Robert Kolker’s Lost Girls: An Unsolved American Mystery takes readers beyond the yellow crime scene tape and onto the front lines in the hunt for one of America’s most devious murderers, the Long Island Serial Killer.

For almost twenty years someone has been dumping the bodies of murdered prostitutes along Suffolk County, NY’s Ocean Parkway, a desolate stretch of beachside highway dotted with parks and private neighborhoods.

Oak Beach is one such community, a locked and gated enclave full of renovated beach cottages and their well-to-do residents, people who value the privacy and relative independence offered by life in this almost-town. It’s not the kind of place one would expect a prostitute to visit, nonetheless to turn up missing, but when one does, the secret uncovered brings Oak Beach’s facade of suburban propriety crumbling to the ground.

On a May night in 2010, police were summoned to investigate reports of a screaming woman fleeing through the streets of Oak Beach. They were unable to locate the woman, later revealed to be Shannan Gilbert, an escort who was in the neighborhood visiting a john who had contracted her services through Craigslist.

With few leads to go on, the police let the matter drop. It was all but forgotten until months later when a patrolman on a training exercise discovered a badly decayed body discarded on a local beach. A wider search of the area turned up almost a dozen more, the majority of them found within miles of Oak Beach, and none of them Gilbert. Four of the bodies were eventually identified as women who, like the missing woman, advertised their services as escorts through Craigslist. Could the exclusive little beach community be harboring a serial killer? If so, were Gilbert’s remains still somewhere within its walls?

Many works of true crime give short shrift to the victims by ignoring their lives to focus on the manner of their death. Kokler avoids this, devoting much of Lost Girls to chronicling the lives of Shannan and the four Craigslist call girls who fell victim to the killer. None of the women knew each other in life, but they had a lot in common: All of them lived troubled lives punctuated all too often by broken relationships, abuse and drug addiction. For women with few other options, the quick money and independence of internet sex work proved too tempting to refuse.
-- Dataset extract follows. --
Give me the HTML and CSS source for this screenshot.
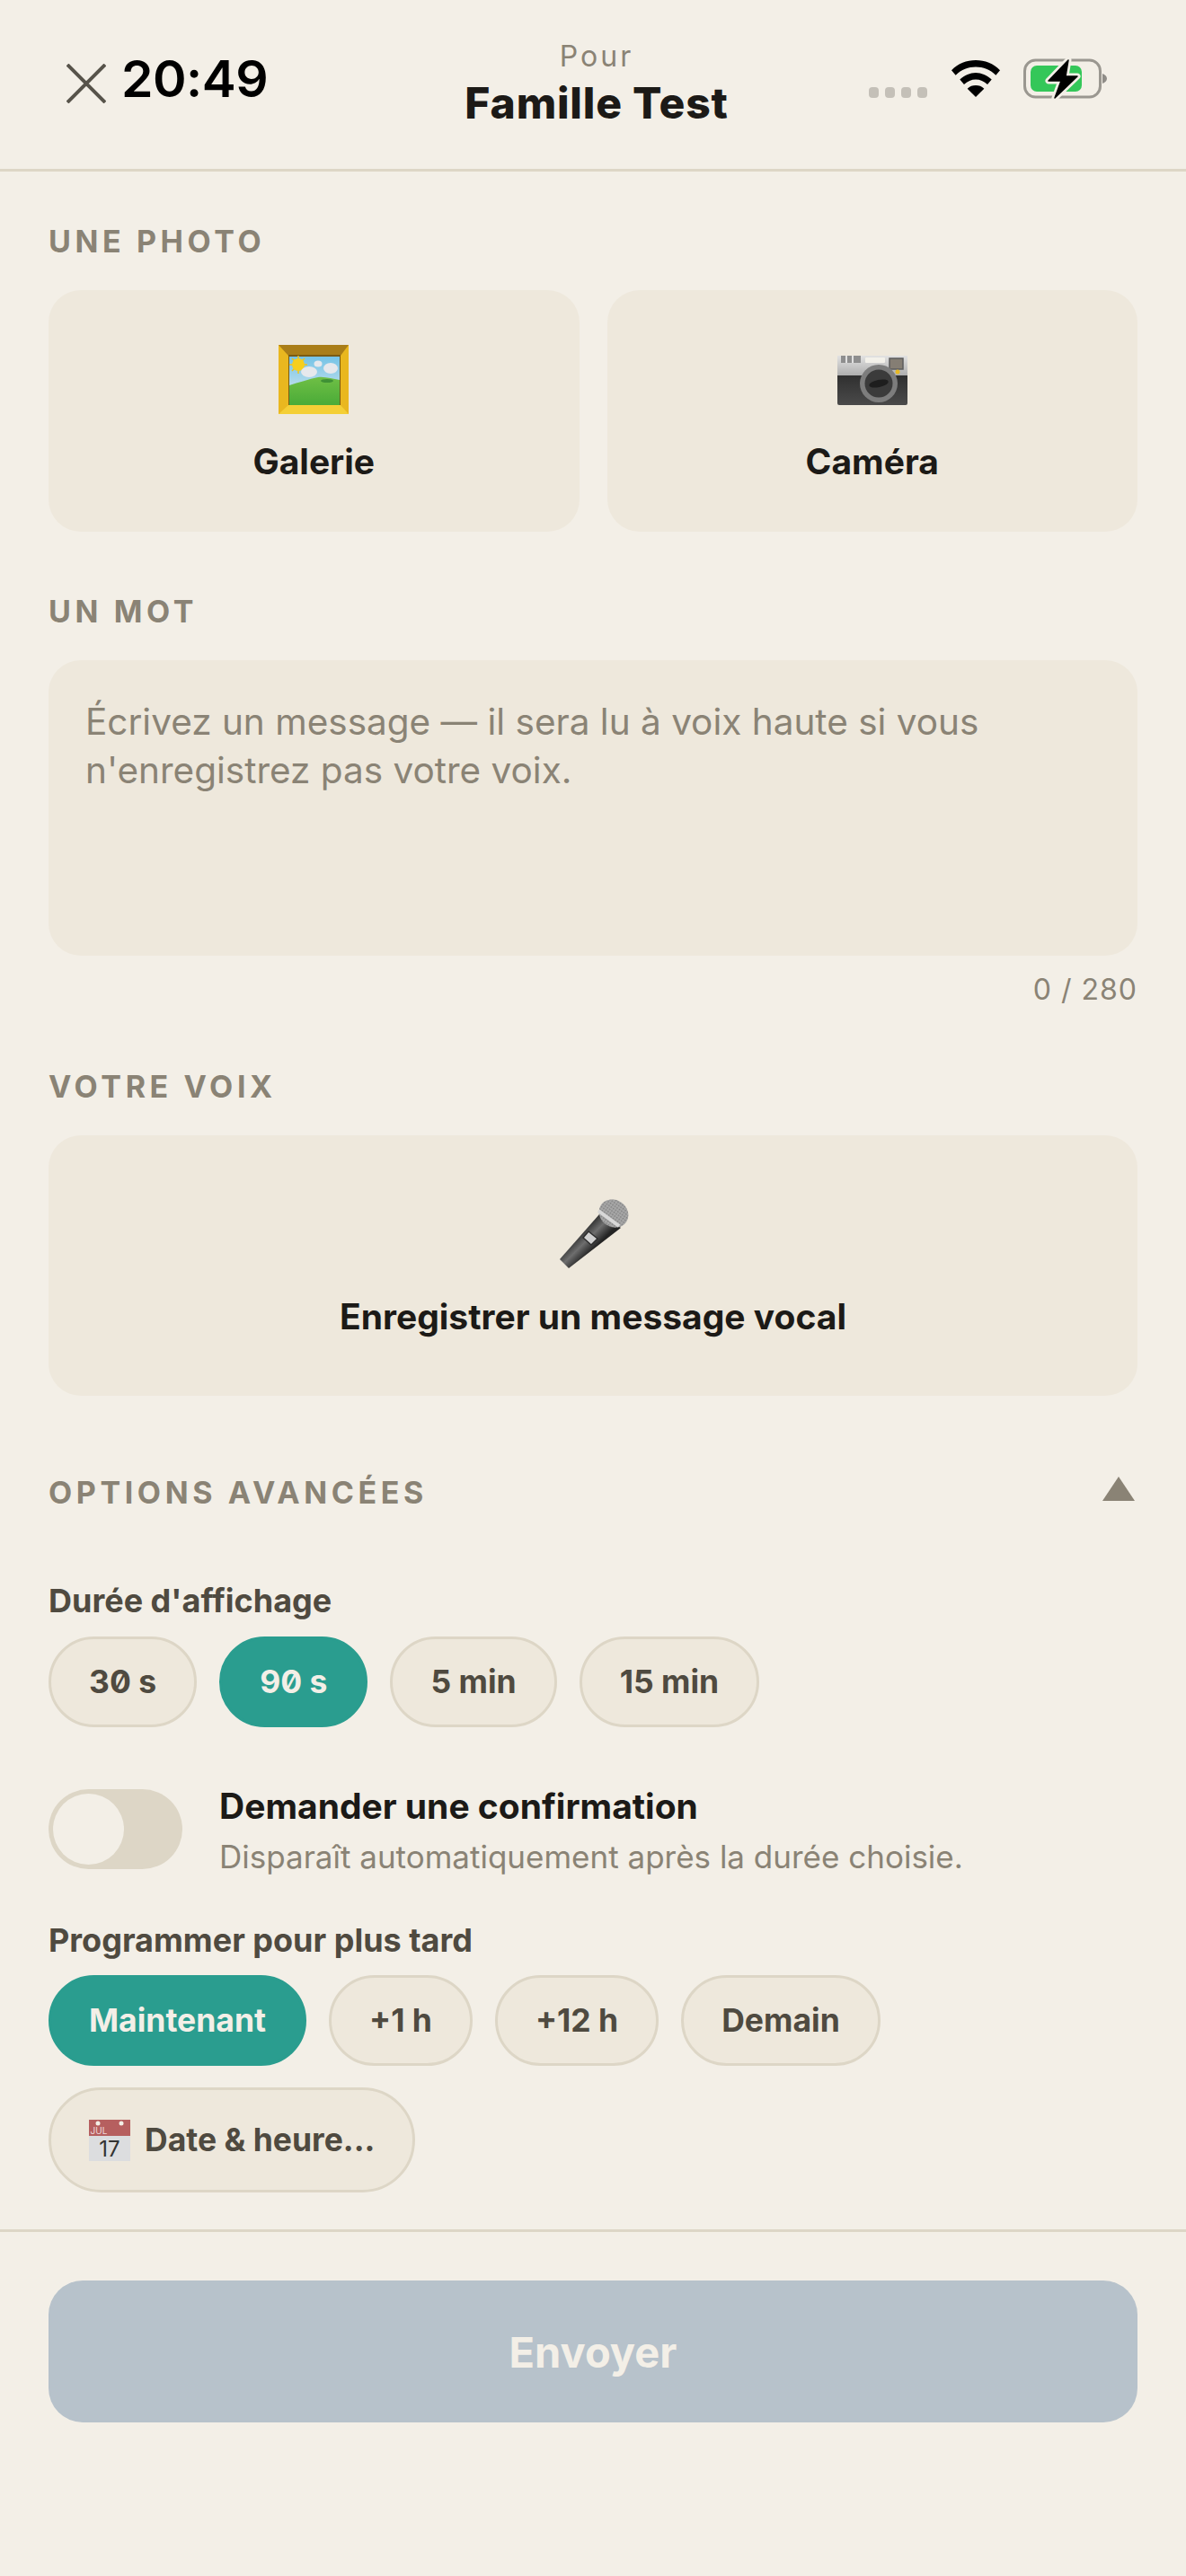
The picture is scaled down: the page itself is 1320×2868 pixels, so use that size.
FILE: index.html
```html
<!DOCTYPE html>
<html lang="fr">
<head>
    <meta charset="UTF-8">
    <meta name="viewport" content="width=device-width, initial-scale=1.0">
    <title>Nouveau message</title>
    <link rel="stylesheet" href="styles.css">
</head>
<body>
    <div class="header">
        <div class="header-left">
            <svg class="close-icon" viewBox="0 0 44 44"><path d="M1 1 L43 43 M43 1 L1 43"/></svg>
            <span class="clock">20:49</span>
        </div>
        <div class="header-title">
            <div class="pour">Pour</div>
            <div class="family">Famille Test</div>
        </div>
        <div class="status">
            <div class="dots"><i></i><i></i><i></i><i></i></div>
            <svg class="wifi" viewBox="0 0 58 44"><path d="M29 0C40 0 50 4 58 12L53 18C46 11 38 8 29 8S12 11 5 18L0 12C8 4 18 0 29 0Z"/><path d="M29 15C36 15 42 18 48 23L43 29C39 25 34 23 29 23S19 25 15 29L10 23C16 18 22 15 29 15Z"/><path d="M29 30C33 30 36 31 39 34L29 44 19 34C22 31 25 30 29 30Z"/></svg>
            <svg class="battery" viewBox="0 0 93 45">
                <rect x="1.5" y="2" width="84" height="41" rx="12" fill="none" stroke="#9a9790" stroke-width="3"/>
                <rect x="8" y="8" width="57" height="29" rx="7" fill="#34c759"/>
                <path d="M88 17c3 1 5 3 5 5.500s-2 4.500-5 5.500z" fill="#8f8c87"/>
                <path d="M50 2 L28 25 H42 L35 44 L60 20 H47Z" fill="#000" stroke="#f3efe7" stroke-width="7" stroke-linejoin="round"/>
                <path d="M50 2 L28 25 H42 L35 44 L60 20 H47Z" fill="#000" stroke="#000" stroke-width="1.500" stroke-linejoin="round"/>
            </svg>
        </div>
    </div>

    <div class="content">
        <div class="section section-photo">
            <div class="section-label">UNE PHOTO</div>
            <div class="photo-row">
                <div class="card photo-card">
                    <svg class="emoji" viewBox="0 0 82 82">
                        <defs>
                            <linearGradient id="sky" x1="0" y1="0" x2="0" y2="1"><stop offset="0" stop-color="#74c3e6"/><stop offset="1" stop-color="#e3ecef"/></linearGradient>
                            <linearGradient id="grass" x1="0" y1="0" x2="0" y2="1"><stop offset="0" stop-color="#6fbf45"/><stop offset="1" stop-color="#4aab38"/></linearGradient>
                        </defs>
                        <rect x="2" y="2" width="78" height="77" fill="#e9b71f"/>
                        <path d="M2 2H80L71 14H13Z" fill="#a97d18"/>
                        <path d="M2 79H80L71 69H13Z" fill="#f4cf36"/>
                        <rect x="13" y="13" width="58" height="56" fill="#7a5a12"/>
                        <rect x="14" y="15" width="56" height="54" fill="url(#sky)"/>
                        <g stroke="#f2c413" stroke-width="1.500"><path d="M24 14V34M14 24H34M17 17L31 31M31 17L17 31"/></g>
                        <circle cx="24" cy="24" r="7" fill="#f7cf1d"/>
                        <ellipse cx="36" cy="32" rx="9" ry="6" fill="#e6e8ec"/>
                        <ellipse cx="46" cy="23" rx="4.500" ry="3.500" fill="#e6e8ec"/>
                        <ellipse cx="60" cy="28" rx="8" ry="6" fill="#e6e8ec"/>
                        <path d="M14 47C24 44 36 40 46 38 54 37 62 40 70 41V69H14Z" fill="url(#grass)"/>
                        <ellipse cx="56" cy="42" rx="7" ry="2" fill="#3f9135"/>
                    </svg>
                    <div class="card-title">Galerie</div>
                </div>
                <div class="card photo-card">
                    <svg class="emoji" viewBox="0 0 82 82">
                        <defs>
                            <linearGradient id="silver" x1="0" y1="0" x2="0" y2="1"><stop offset="0" stop-color="#e2e2e2"/><stop offset="1" stop-color="#aeaeae"/></linearGradient>
                            <linearGradient id="camBody" x1="0" y1="0" x2="0" y2="1"><stop offset="0" stop-color="#2e2e2e"/><stop offset="1" stop-color="#4a4a4a"/></linearGradient>
                        </defs>
                        <rect x="2" y="34" width="78" height="35" rx="2" fill="url(#camBody)"/>
                        <rect x="2" y="14" width="78" height="22" fill="url(#silver)"/>
                        <path d="M6 14H28V22H6Z" fill="#8e8e8e"/>
                        <path d="M12 14V22M19 14V22" stroke="#e0e0e0" stroke-width="2"/>
                        <rect x="33" y="16" width="22" height="6" rx="1" fill="#f3f1ea"/>
                        <rect x="60" y="17" width="15" height="12" fill="#857e74" stroke="#5c5c5c" stroke-width="1.500"/>
                        <circle cx="48" cy="45" r="21" fill="#7d7d7d"/>
                        <circle cx="48" cy="45" r="15.500" fill="#3b3b3b"/>
                        <ellipse cx="48" cy="45" rx="11" ry="4" fill="#1e1e1e" transform="rotate(-12 48 45)"/>
                        <circle cx="69" cy="32" r="2.500" fill="#e8b923"/>
                    </svg>
                    <div class="card-title">Caméra</div>
                </div>
            </div>
        </div>

        <div class="section section-word">
            <div class="section-label">UN MOT</div>
            <div class="card message-box">Écrivez un message — il sera lu à voix haute si vous n'enregistrez pas votre voix.</div>
            <div class="counter">0 / 280</div>
        </div>

        <div class="section section-voice">
            <div class="section-label">VOTRE VOIX</div>
            <div class="card voice-card">
                <svg class="emoji" viewBox="0 0 82 82">
                    <defs>
                        <linearGradient id="micBody" gradientUnits="userSpaceOnUse" x1="32" y1="32" x2="49" y2="49"><stop offset="0" stop-color="#2b2b2b"/><stop offset="0.500" stop-color="#6e6e6e"/><stop offset="1" stop-color="#242424"/></linearGradient>
                        <pattern id="mesh" width="3" height="3" patternUnits="userSpaceOnUse"><rect width="3" height="3" fill="#a8a8a8"/><rect width="1.500" height="1.500" fill="#7c7c7c"/></pattern>
                    </defs>
                    <path d="M48 18L72 33 14 78 4 68Z" fill="url(#micBody)"/>
                    <ellipse cx="64" cy="17" rx="17" ry="15" transform="rotate(35 64 17)" fill="url(#mesh)"/>
                    <path d="M47 14L70 31" stroke="#d8d8d8" stroke-width="4"/>
                    <path d="M36 37L46 45 39 52 30 44Z" fill="#d0d0d0" stroke="#2d2d2d" stroke-width="1.500"/>
                </svg>
                <div class="card-title">Enregistrer un message vocal</div>
            </div>
        </div>

        <div class="section section-advanced">
            <div class="advanced-head">
                <div class="section-label">OPTIONS AVANCÉES</div>
                <div class="triangle"></div>
            </div>

            <div class="sub-label duration-label">Durée d'affichage</div>
            <div class="chips">
                <div class="chip">30 s</div>
                <div class="chip active">90 s</div>
                <div class="chip">5 min</div>
                <div class="chip">15 min</div>
            </div>

            <div class="toggle-row">
                <div class="toggle"><div class="knob"></div></div>
                <div class="toggle-text">
                    <div class="toggle-title">Demander une confirmation</div>
                    <div class="toggle-sub">Disparaît automatiquement après la durée choisie.</div>
                </div>
            </div>

            <div class="sub-label">Programmer pour plus tard</div>
            <div class="chips wrap">
                <div class="chip active">Maintenant</div>
                <div class="chip">+1 h</div>
                <div class="chip">+12 h</div>
                <div class="chip">Demain</div>
                <div class="chip date-chip">
                    <svg class="cal" viewBox="0 0 46 46">
                        <rect width="46" height="46" fill="#dcdddf"/>
                        <rect width="46" height="18" fill="#b65f5f"/>
                        <circle cx="10" cy="4" r="2.500" fill="#f3efe7"/>
                        <circle cx="36" cy="4" r="2.500" fill="#f3efe7"/>
                        <text x="11" y="16" text-anchor="middle" class="cal-month">JUL</text>
                        <text x="23" y="41" text-anchor="middle" class="cal-num">17</text>
                    </svg>
                    <span>Date &amp; heure...</span>
                </div>
            </div>
        </div>
    </div>

    <div class="footer">
        <div class="send-btn">Envoyer</div>
    </div>
</body>
</html>
```

FILE: styles.css
```css
* {
    margin: 0;
    padding: 0;
    box-sizing: border-box;
}

body {
    font-family: 'Inter', sans-serif;
    background: #f3efe7;
    height: 2868px;
    color: #1c1a17;
    display: flex;
    flex-direction: column;
}

.header {
    height: 191px;
    padding: 45px 66px 0 74px;
    display: grid;
    grid-template-columns: 1fr auto 1fr;
    align-items: start;
    border-bottom: 3px solid #ddd6c6;
}

.header-left {
    display: flex;
    align-items: flex-start;
    gap: 17px;
}

.close-icon {
    width: 44px;
    height: 44px;
    margin-top: 26px;
}

.close-icon path {
    stroke: #57534a;
    stroke-width: 4;
    fill: none;
}

.clock {
    font-size: 57px;
    font-weight: 600;
    letter-spacing: -0.5px;
    color: #000;
    line-height: 72px;
    margin-top: 7px;
}

.header-title {
    text-align: center;
}

.pour {
    font-size: 32px;
    letter-spacing: 3px;
    color: #8a8375;
    line-height: 36px;
}

.family {
    font-size: 48px;
    font-weight: 800;
    letter-spacing: 0.8px;
    line-height: 62px;
    margin-top: 3px;
}

.status {
    display: flex;
    align-items: flex-start;
    justify-content: flex-end;
    margin: 22px 22px 0 0;
}

.dots {
    display: flex;
    gap: 7px;
    margin: 30px 26px 0 0;
}

.dots i {
    width: 11px;
    height: 12px;
    border-radius: 4px;
    background: #c4c0b8;
}

.wifi {
    width: 56px;
    height: 41px;
    margin-right: 25px;
}

.battery {
    width: 93px;
    height: 45px;
    margin-top: -2px;
}

.content {
    flex: 1;
    padding: 0 54px;
}

.section-photo {
    margin-top: 58px;
}

.section-word {
    margin-top: 69px;
}

.section-voice {
    margin-top: 68px;
}

.section-advanced {
    margin-top: 88px;
}

.section-label {
    font-size: 34px;
    font-weight: 700;
    letter-spacing: 4.6px;
    color: #8a8375;
    line-height: 40px;
}

.card {
    background: #eee8dc;
    border-radius: 36px;
}

.photo-row {
    display: flex;
    gap: 31px;
    margin-top: 34px;
}

.photo-card {
    flex: 1;
    height: 269px;
    display: flex;
    flex-direction: column;
    align-items: center;
    padding-top: 59px;
}

.emoji {
    width: 82px;
    height: 82px;
}

.card-title {
    font-size: 39px;
    font-weight: 700;
    line-height: 48px;
    margin-top: 26px;
}

.message-box {
    height: 329px;
    margin-top: 34px;
    padding: 42px 41px;
    font-size: 40.5px;
    line-height: 54px;
    color: #8a8375;
}

.counter {
    text-align: right;
    font-size: 32px;
    letter-spacing: 1px;
    color: #8a8375;
    line-height: 40px;
    margin-top: 18px;
}

.voice-card {
    height: 290px;
    margin-top: 34px;
    display: flex;
    flex-direction: column;
    align-items: center;
    padding-top: 70px;
}

.advanced-head {
    display: flex;
    justify-content: space-between;
    align-items: center;
}

.triangle {
    width: 0;
    height: 0;
    border-left: 18px solid transparent;
    border-right: 18px solid transparent;
    border-bottom: 27px solid #8a8375;
    margin: 0 3px 9px 0;
}

.sub-label {
    font-size: 36px;
    font-weight: 700;
    line-height: 44px;
    color: #4f4a40;
}

.duration-label {
    margin-top: 78px;
}

.chips {
    display: flex;
    gap: 25px;
    margin-top: 18px;
}

.chips.wrap {
    flex-wrap: wrap;
    gap: 24px 25px;
    margin-top: 17px;
}

.chip {
    height: 101px;
    padding: 0 42px;
    display: flex;
    align-items: center;
    gap: 16px;
    border: 3px solid #ddd6c6;
    border-radius: 51px;
    background: #eee8dc;
    font-size: 35.5px;
    font-weight: 700;
    font-feature-settings: "zero";
    color: #4f4a40;
}

.chip.active {
    background: #2a9d8f;
    border-color: #2a9d8f;
    color: #f3efe7;
}

.date-chip {
    height: 117px;
    border-radius: 59px;
}

.cal {
    width: 46px;
    height: 46px;
}

.cal-month {
    font-size: 10px;
    font-weight: 400;
    fill: #f0dcdc;
}

.cal-num {
    font-size: 24px;
    font-weight: 400;
    fill: #333;
}

.toggle-row {
    display: flex;
    align-items: flex-start;
    gap: 41px;
    margin: 69px 0 50px;
}

.toggle {
    width: 149px;
    height: 89px;
    border-radius: 45px;
    background: #ddd6c6;
    padding: 5px;
}

.knob {
    width: 79px;
    height: 79px;
    border-radius: 50%;
    background: #f3efe7;
}

.toggle-text {
    margin-top: -4px;
}

.toggle-title {
    font-size: 39px;
    font-weight: 700;
    line-height: 46px;
}

.toggle-sub {
    font-size: 35px;
    line-height: 42px;
    color: #8a8375;
    margin-top: 12px;
}

.footer {
    height: 386px;
    padding: 54px 54px 0;
    border-top: 3px solid #ddd6c6;
}

.send-btn {
    height: 158px;
    border-radius: 38px;
    background: #b7c2cb;
    color: #f3efe7;
    font-size: 47px;
    font-weight: 700;
    display: flex;
    align-items: center;
    justify-content: center;
}
```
They had their demons, but they also had hopes and dreams for the future. They loved and were loved. They had families and friends who cared for them, and in some cases had children of their own. All of them had reasons for doing what they did, and by telling their stories Kolker makes it difficult for readers to dismiss these women with a puritanical wave of the hand as "just prostitutes" who "deserved" what they got.

While readers will walk away with a greater sense of who the victims were and what brought them to make the decisions that they did, the same cannot be said of their killer(s). Very little is known about the person who killed these women and, even today, authorities aren't sure how many of the other bodies that were discovered were the work of the same person.

Readers looking for a storybook ending would be better off watching one of those television crime programs where the killer is caught, tried and sentenced in an hour, but true crime buffs who can appreciate a real mystery, enjoy complex crime stories and prefer human drama to gore and cheap thrills will love Lost Girls.